Kyle Hoeppner, Reporter

As part of many requirements in obtaining Eagle Scout, the highest rank in the Boy Scouts of America, Boy Scouts must complete a project that benefits the community. Arrowhead High School sophomore, Derek Luetke, is one scout looking to achieve Eagle, and to gain the leadership skills that come with it.

Luetke took part in carrying out his Eagle Scout project on Saturday, September 10th and 24th at Divine Redeemer Lutheran Church. There, Luetke lead a group of his fellow scouts, adult leaders, and relatives, in building a200 foot fence stretching around a playground for the daycare children.

On August 31st, Luetke and his Boy Scout troop, Troop 24, fundraised for the Eagle Scout project by selling food at the Brat Shack in front of the Hartland Piggly Wiggly. They fundraised around $900 of the $1,200 needed.The rest of the funds came from a $300 grant from the church.

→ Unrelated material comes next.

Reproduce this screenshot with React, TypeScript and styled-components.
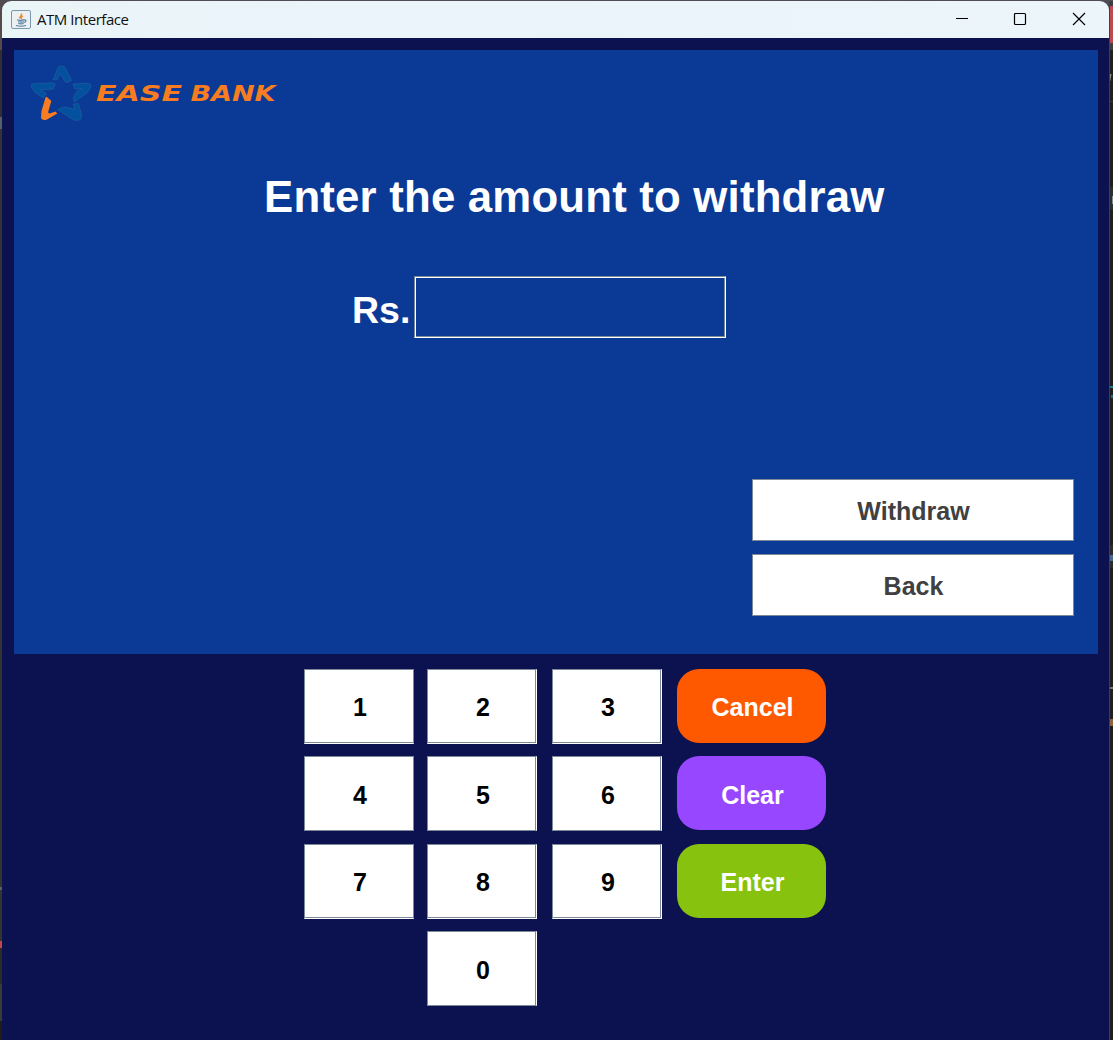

Within the project, Luetke and his volunteers dug over 35 holes, each three feet deep for the fence posts. Fence posts were then filled in with dirt and cement. Luetke then coordinated screwing in and constructing the sections of fencing and gates for around the play area.

Arrowhead freshman and volunteer, Jack Kaczmarek, said, like any big projects, some problems got in the way..

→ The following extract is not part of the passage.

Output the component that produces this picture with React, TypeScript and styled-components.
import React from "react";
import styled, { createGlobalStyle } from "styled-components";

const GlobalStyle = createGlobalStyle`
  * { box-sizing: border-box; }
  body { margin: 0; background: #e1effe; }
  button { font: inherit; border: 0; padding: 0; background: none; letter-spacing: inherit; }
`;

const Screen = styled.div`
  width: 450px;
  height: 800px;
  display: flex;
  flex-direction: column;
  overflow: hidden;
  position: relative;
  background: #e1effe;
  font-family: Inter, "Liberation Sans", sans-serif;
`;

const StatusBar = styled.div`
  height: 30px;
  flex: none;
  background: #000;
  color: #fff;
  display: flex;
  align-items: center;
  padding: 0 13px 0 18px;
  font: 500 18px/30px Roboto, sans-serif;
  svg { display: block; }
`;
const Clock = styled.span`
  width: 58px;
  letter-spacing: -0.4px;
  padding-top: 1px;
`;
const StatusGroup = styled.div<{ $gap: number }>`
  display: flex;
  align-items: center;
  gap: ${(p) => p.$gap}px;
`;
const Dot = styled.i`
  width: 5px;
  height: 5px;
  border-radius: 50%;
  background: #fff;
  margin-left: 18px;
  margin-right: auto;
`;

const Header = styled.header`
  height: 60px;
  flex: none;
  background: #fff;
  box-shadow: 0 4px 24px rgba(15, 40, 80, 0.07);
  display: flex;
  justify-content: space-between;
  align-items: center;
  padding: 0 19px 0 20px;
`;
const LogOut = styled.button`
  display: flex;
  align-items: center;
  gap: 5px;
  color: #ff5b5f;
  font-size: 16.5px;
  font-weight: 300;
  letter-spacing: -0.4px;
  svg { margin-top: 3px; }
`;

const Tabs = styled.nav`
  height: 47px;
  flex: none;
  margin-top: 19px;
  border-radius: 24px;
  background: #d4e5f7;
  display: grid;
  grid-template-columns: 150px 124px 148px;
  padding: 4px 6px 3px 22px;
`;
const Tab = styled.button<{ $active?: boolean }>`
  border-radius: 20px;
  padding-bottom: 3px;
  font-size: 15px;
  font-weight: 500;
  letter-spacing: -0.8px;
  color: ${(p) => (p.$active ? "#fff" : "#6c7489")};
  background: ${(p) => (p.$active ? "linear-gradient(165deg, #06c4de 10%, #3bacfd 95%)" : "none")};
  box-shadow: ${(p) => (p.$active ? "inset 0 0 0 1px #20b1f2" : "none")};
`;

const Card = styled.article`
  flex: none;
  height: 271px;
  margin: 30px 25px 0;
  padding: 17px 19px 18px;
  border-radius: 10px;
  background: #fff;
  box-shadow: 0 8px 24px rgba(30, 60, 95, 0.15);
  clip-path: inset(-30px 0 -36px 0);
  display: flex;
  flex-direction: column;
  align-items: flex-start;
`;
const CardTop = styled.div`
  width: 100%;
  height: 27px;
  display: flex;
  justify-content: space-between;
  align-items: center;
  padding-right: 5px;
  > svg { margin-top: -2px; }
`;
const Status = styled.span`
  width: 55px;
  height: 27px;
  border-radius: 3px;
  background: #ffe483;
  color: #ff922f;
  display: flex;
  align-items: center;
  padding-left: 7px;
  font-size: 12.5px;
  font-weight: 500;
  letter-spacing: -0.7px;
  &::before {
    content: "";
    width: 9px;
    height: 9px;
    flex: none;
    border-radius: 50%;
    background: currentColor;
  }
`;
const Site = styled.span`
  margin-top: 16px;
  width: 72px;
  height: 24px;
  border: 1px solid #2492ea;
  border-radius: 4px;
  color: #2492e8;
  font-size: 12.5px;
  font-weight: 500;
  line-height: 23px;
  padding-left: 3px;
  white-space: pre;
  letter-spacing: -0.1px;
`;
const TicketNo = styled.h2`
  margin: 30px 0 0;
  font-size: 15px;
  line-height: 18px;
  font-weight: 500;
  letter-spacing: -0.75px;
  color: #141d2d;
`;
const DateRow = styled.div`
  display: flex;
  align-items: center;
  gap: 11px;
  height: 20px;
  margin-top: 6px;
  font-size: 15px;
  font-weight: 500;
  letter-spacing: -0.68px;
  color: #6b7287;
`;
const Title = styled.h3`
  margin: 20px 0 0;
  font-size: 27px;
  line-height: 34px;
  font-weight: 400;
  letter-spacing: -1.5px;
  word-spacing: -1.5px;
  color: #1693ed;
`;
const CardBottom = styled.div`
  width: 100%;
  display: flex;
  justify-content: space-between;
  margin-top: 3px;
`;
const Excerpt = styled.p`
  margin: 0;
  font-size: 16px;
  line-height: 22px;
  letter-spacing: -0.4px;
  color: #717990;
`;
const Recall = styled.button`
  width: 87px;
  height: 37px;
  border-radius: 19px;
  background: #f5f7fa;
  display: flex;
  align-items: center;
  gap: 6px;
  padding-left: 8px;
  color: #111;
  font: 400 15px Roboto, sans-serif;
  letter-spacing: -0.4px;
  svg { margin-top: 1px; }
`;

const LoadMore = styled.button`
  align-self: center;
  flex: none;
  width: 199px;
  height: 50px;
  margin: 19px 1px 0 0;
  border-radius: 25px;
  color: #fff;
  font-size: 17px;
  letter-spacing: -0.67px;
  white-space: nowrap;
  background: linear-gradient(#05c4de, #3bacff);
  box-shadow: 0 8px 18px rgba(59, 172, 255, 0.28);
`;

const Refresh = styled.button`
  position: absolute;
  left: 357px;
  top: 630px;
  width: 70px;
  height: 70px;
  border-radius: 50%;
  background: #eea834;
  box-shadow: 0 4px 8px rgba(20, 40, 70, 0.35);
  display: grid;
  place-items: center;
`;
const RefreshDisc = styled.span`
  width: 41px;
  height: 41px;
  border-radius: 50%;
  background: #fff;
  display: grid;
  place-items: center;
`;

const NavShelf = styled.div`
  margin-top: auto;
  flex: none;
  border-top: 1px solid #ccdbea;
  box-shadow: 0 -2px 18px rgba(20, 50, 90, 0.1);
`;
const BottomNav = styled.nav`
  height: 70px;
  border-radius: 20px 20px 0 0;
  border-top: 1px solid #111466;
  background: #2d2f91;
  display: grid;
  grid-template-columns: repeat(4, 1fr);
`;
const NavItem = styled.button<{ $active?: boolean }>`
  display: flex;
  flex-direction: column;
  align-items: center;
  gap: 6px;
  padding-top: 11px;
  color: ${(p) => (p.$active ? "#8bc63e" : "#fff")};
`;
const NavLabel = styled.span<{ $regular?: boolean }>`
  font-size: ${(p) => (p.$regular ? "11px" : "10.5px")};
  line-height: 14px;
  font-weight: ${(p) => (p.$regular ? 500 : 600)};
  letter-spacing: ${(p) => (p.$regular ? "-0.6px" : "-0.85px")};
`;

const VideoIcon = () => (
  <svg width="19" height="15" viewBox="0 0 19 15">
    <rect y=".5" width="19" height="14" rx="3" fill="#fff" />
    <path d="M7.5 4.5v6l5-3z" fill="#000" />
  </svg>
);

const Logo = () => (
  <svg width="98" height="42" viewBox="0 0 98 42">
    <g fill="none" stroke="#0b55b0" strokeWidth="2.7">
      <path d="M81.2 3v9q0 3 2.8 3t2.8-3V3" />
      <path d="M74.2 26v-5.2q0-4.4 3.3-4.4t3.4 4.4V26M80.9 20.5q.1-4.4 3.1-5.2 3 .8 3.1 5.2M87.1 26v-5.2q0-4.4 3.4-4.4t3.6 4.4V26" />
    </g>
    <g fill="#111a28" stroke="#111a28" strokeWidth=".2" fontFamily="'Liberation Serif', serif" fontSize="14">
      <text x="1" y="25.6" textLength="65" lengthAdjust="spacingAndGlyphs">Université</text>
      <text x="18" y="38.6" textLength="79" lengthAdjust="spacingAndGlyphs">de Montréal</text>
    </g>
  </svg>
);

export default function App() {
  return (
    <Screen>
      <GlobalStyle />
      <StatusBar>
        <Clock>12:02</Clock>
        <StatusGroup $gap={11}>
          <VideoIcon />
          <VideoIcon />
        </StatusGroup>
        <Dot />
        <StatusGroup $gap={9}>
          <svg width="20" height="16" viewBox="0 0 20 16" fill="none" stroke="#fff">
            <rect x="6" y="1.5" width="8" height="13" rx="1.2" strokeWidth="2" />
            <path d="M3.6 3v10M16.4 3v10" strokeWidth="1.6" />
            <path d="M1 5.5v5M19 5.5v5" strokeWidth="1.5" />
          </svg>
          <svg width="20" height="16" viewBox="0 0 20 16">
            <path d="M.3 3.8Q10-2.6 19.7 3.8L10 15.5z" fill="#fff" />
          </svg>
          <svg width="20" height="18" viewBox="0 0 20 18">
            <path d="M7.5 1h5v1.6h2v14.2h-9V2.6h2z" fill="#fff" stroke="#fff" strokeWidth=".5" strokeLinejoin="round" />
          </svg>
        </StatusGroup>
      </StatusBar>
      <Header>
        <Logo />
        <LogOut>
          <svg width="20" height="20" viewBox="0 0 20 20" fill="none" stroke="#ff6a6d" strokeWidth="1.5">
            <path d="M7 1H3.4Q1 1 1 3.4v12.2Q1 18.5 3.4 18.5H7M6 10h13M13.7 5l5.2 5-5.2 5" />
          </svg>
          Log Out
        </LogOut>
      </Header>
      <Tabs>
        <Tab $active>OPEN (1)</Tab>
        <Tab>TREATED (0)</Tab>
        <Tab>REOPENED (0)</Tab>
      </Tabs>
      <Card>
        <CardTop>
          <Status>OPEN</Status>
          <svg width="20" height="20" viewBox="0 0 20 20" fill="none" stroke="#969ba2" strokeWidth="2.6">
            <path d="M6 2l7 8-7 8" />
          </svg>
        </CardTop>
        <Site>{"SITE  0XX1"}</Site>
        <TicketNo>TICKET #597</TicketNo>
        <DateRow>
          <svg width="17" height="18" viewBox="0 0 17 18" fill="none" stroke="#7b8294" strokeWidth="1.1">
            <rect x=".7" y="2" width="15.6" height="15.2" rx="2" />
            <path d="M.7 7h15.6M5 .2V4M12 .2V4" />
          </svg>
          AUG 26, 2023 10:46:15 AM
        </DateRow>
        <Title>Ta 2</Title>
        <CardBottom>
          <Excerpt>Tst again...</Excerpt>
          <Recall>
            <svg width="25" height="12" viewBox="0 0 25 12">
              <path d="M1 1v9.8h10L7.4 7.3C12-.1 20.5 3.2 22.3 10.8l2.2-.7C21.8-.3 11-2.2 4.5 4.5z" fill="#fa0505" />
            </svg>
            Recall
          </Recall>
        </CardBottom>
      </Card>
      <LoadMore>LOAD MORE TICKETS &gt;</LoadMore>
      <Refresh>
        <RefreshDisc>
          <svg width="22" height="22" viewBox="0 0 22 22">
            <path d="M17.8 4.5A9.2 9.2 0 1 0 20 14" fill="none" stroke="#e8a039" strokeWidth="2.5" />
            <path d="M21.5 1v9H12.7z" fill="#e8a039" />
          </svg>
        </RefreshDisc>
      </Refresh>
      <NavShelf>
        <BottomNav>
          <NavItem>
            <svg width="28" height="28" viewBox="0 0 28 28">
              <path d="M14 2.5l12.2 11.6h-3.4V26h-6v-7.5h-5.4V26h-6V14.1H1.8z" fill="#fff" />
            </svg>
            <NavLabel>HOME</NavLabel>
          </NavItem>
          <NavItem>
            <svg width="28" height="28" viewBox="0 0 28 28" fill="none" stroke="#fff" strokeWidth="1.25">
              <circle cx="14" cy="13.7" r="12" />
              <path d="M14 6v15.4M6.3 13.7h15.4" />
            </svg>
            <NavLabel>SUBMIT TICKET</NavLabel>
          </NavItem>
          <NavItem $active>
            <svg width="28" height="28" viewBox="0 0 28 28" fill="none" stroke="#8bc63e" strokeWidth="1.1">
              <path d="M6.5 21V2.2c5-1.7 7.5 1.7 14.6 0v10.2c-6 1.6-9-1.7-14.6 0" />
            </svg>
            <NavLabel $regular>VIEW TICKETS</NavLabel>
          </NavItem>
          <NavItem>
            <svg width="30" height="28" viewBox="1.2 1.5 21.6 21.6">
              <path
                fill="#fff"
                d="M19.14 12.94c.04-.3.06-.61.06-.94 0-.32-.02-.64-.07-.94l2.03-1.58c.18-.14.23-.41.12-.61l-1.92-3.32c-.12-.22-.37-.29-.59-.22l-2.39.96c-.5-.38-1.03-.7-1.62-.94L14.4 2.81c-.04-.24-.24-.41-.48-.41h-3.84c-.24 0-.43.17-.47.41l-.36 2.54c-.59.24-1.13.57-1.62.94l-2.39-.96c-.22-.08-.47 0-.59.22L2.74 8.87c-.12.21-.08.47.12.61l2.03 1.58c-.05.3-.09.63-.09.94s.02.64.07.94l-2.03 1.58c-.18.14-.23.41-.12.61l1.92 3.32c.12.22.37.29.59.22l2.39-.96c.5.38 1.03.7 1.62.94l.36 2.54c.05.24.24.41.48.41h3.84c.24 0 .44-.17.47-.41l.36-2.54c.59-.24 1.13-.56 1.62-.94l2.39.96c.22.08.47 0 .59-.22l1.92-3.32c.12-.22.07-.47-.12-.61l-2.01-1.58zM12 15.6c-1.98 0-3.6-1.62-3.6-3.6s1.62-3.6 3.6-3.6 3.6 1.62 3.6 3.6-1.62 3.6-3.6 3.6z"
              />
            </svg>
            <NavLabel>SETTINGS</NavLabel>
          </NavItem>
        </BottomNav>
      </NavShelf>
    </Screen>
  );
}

“It was pretty good,” Kaczmarek pointed out, “but we hit some huge rocks that took us almost an hour to get out and be aware of where pipelines were.”

In planning the project, Luetke had to recount measurements for exact precision so the fence would fit well within the given space. He also had to obtain the right amount of materials in addition to fundraising, getting approval from BSA and Church officials, transporting and obtaining quotes on lumber and rental equipment, and gathering and feeding volunteers for the job.

In order to overcoming these challenges, Luetke used leadership and other skills necessary to coordinate the task.

“Determination,” Luetke said. “You have to be motivated. When I first started, I thought it’d be an easy task until day one was over and then I realized it’d be a lot harder.”

Now with his project completed, Luetke must finish completing all 13 Eagle required merit badges and go through a review process that will take anywhere from two to eight weeks in order to receive the highest rank in scouting, Eagle Scout.